## 简介

- pomegranate api 用法

## 简单HMM（逐行构建）

In [1]:
# Jupyter "magic methods" -- only need to be run once per kernel restart
%load_ext autoreload
%aimport helpers
%autoreload 1

In [2]:
# import python modules -- this cell needs to be run again if you make changes to any of the files
import matplotlib.pyplot as plt
import numpy as np
import pandas as pd

from helpers import show_model, model2png
from pomegranate import State, HiddenMarkovModel, DiscreteDistribution

import matplotlib.pyplot as plt

### 添加隐藏状态
- 命名每个状态，并附上发射分布

- 观察量发射概率：$P(Y_t | X_t)$
我们必须假设对于总监的行为，我们知道一些先验信息（可能来自于某个数据集），以便得出每个隐藏状态的发射概率。在实际问题中，你通常可以根据经验估计发射概率，对于词性标签器来说我们将这么做。我们的假想数据将生成下表中的条件概率。（注意行值的和是 1.0）

| --- |  $是$  | $否$ |
| --- | --- | --- |
| $晴天$ |   0.10  | 0.90 |
| $雨天$ | 0.80 | 0.20 |

In [3]:
# HMM初始化
model = HiddenMarkovModel(name="Example Model")

In [4]:
# P(umbrella | weather)
# 晴天辐射概率分布以及对应状态
sunny_emissions = DiscreteDistribution({"yes": 0.1, "no": 0.9})
sunny_state = State(sunny_emissions, name="Sunny")

# 雨天辐射概率分布以及对应状态
rainy_emissions = DiscreteDistribution({"yes": 0.8, "no": 0.2})
rainy_state = State(rainy_emissions, name="Rainy")

# 添加state到模型
model.add_states(sunny_state, rainy_state)

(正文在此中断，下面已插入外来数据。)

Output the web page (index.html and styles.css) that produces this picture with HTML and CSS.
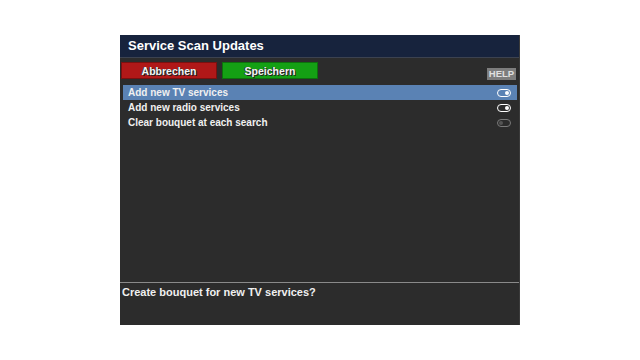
FILE: index.html
```html
<!DOCTYPE html>
<html>
<head>
<meta charset="utf-8">
<link rel="stylesheet" href="styles.css">
</head>
<body>
<div class="screen">
  <div class="window">
    <div class="title">Service Scan Updates</div>
    <div class="toolbar">
      <div class="btn btn-red">Abbrechen</div>
      <div class="btn btn-green">Speichern</div>
      <div class="spacer"></div>
      <div class="help">HELP</div>
    </div>
    <div class="list">
      <div class="row selected"><span>Add new TV services</span><span class="toggle on"></span></div>
      <div class="row"><span>Add new radio services</span><span class="toggle on"></span></div>
      <div class="row"><span>Clear bouquet at each search</span><span class="toggle off"></span></div>
    </div>
    <div class="footer">Create bouquet for new TV services?</div>
  </div>
</div>
</body>
</html>
```
FILE: styles.css
```css
html, body {
  margin: 0;
  padding: 0;
  background: #ffffff;
}
.screen {
  width: 640px;
  height: 360px;
  display: flex;
  align-items: center;
  justify-content: center;
}
.window {
  width: 400px;
  height: 290px;
  background: #2c2c2c;
  display: flex;
  flex-direction: column;
  font-family: "Liberation Sans", Arial, sans-serif;
  font-weight: bold;
  color: #f0f0f0;
  box-sizing: border-box;
  border-right: 1px solid #3a3a3a;
}
.title {
  height: 22px;
  background: #17233d;
  color: #ffffff;
  font-size: 13px;
  line-height: 22px;
  padding-left: 8px;
  border-bottom: 1px solid #3c4250;
}
.toolbar {
  display: flex;
  align-items: flex-start;
  padding: 4px 3px 0 1px;
  box-sizing: border-box;
  height: 27px;
}
.btn {
  width: 96px;
  height: 17px;
  line-height: 16px;
  text-align: center;
  font-size: 10.5px;
  font-weight: bold;
  color: #f4f4f4;
  text-shadow: 1px 1px 0 #222, -1px 0 0 #333;
  box-sizing: border-box;
}
.btn-red {
  background: #b01818;
  border: 1px solid #7a1010;
}
.btn-green {
  background: #14a014;
  border: 1px solid #0d700d;
  margin-left: 5px;
}
.spacer { flex: 1; }
.help {
  margin-top: 6px;
  width: 29px;
  height: 12px;
  line-height: 12px;
  background: #7d7d7d;
  color: #e0e0e0;
  font-size: 9.5px;
  text-align: center;
}
.list {
  flex: 1;
  padding: 0 2px 0 3px;
}
.row {
  height: 15px;
  display: flex;
  align-items: center;
  justify-content: space-between;
  padding: 0 6px 0 5px;
  font-size: 10px;
}
.row.selected {
  background: #5a82b4;
}
.toggle {
  width: 12px;
  height: 6px;
  border-radius: 5px;
  border: 1.5px solid #ffffff;
  position: relative;
}
.toggle::after {
  content: "";
  position: absolute;
  top: 1px;
  width: 4px;
  height: 4px;
  border-radius: 50%;
}
.toggle.on::after {
  right: 1px;
  background: #ffffff;
}
.toggle.off {
  border-color: #7a7a7a;
}
.toggle.off::after {
  left: 1px;
  background: #555555;
}
.footer {
  box-sizing: border-box;
  height: 43px;
  border-top: 1px solid #8a8a8a;
  padding: 3px 2px 0;
  font-size: 11px;
  color: #f0f0f0;
}
```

assert rainy_emissions.probability("yes") == 0.8, "The director brings his umbrella with probability 0.8 on rainy days"

In [5]:
model.edge_count()

0

Looks good so far!

### 添加转移概率
- 初始概率 $P(X_0)$：
我们假设不知道关于序列以每个状态开始的似然率方面的实用信息。如果序列每周从周一开始并在周五结束（因此每周是个新的序列），那么这个假设表明周一天气是雨天或晴天的概率是一样的。我们可以设置 $P(X_0=雨天) = 0.5$ 和 $P(X_0=晴天)=0.5$，为每个起始状态分配相等的概率：

| $晴天$ | $雨天$ |
| --- | ---|
| 0.5 | 0.5 |

- 状态转移概率 $P(X_{t} | X_{t-1})$
最后，我们将假设对此示例来说，我们可以根据该区域的历史天气数据估计转移概率。在实际问题中，你通常可以使用问题结构（例如语言语法）对转移概率设定限制，然后通过用来估算发射概率的相同训练数据重新估算参数。在此假设下，我们得出下表中的条件概率。（注意行值的和是 1.0）

| 前\后 | $晴天$ | $雨天$ |
| --- | --- | --- |
| $晴天$ | 0.80 | 0.20 |
| $雨天$ | 0.40 | 0.60 |

In [6]:
# 起始天气概率
model.add_transition(model.start, sunny_state, 0.5)
model.add_transition(model.start, rainy_state, 0.5)

# 晴天转换概率
model.add_transition(sunny_state, sunny_state, 0.8)  # 80% sunny->sunny
model.add_transition(sunny_state, rainy_state, 0.2)  # 20% sunny->rainy

# 雨天转换概率
model.add_transition(rainy_state, sunny_state, 0.4)  # 40% rainy->sunny
model.add_transition(rainy_state, rainy_state, 0.6)  # 60% rainy->rainy

# 完成模型
model.bake()

assert model.edge_count() == 6, "There should be two edges from model.start, two from Rainy, and two from Sunny"
assert model.node_count() == 4, "The states should include model.start, model.end, Rainy, and Sunny"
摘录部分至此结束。